SEZ sales continue to disappoint; Dahej traffic lower than estimates
MPSEZ sold only 25acres land in 4Q, earning Rs250m in revenues. For FY11, its SEZ
revenue from fresh leases stood at ~Rs340m (35-40acres), compared to Rs1.1bn in
FY10. Moreover, the company did not earn any significant construction income in 4Q
(FY11: ~Rs160m, sharply lower than ~Rs1bn for FY10). We also note that the Dahej
Port handled only 0.6mt cargo in FY11, lower than our expectation of 3mt.

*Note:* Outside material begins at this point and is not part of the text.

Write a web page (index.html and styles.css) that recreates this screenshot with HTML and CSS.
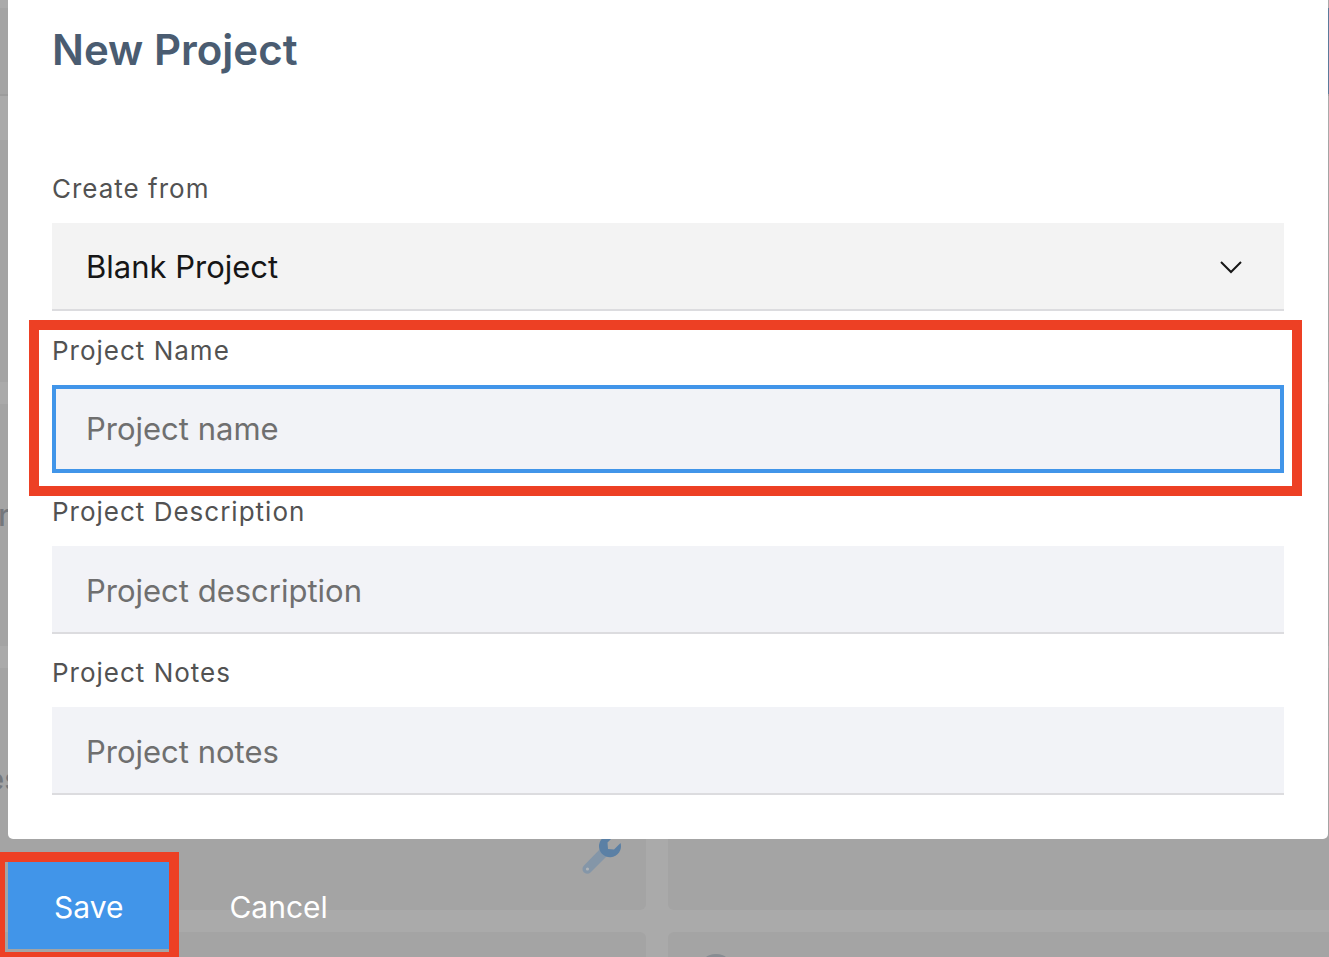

Upgrade FY12-13 EPS forecasts by 1-2%; maintain U-PF
We upgrade FY12-13 container traffic expectation by 3-5%; we now build in 21% Cagr
in container cargo (29% Cagr in total port traffic) over FY11-14. With MPSEZ exhibiting
strong control over staff/ admin costs, we also cut our overhead estimates, leading to
a 1-2ppt increase in Ebitda margin expectations. The impact is partly offset by higher
interest costs (US$5-6m loan for tugs) and deferred taxes. Overall, our FY12-13 EPS
increases by 1-2%; we estimate 28% EPS Cagr over FY11-14. Our model does not yet
build in the impact of MAT payment in view of continued uncertainty regarding the
provision; this could bring down fair value by 3-4%, though impact on earnings should
be negligible. Maintain U-PF; we would view a ~10% correction as a good entry point.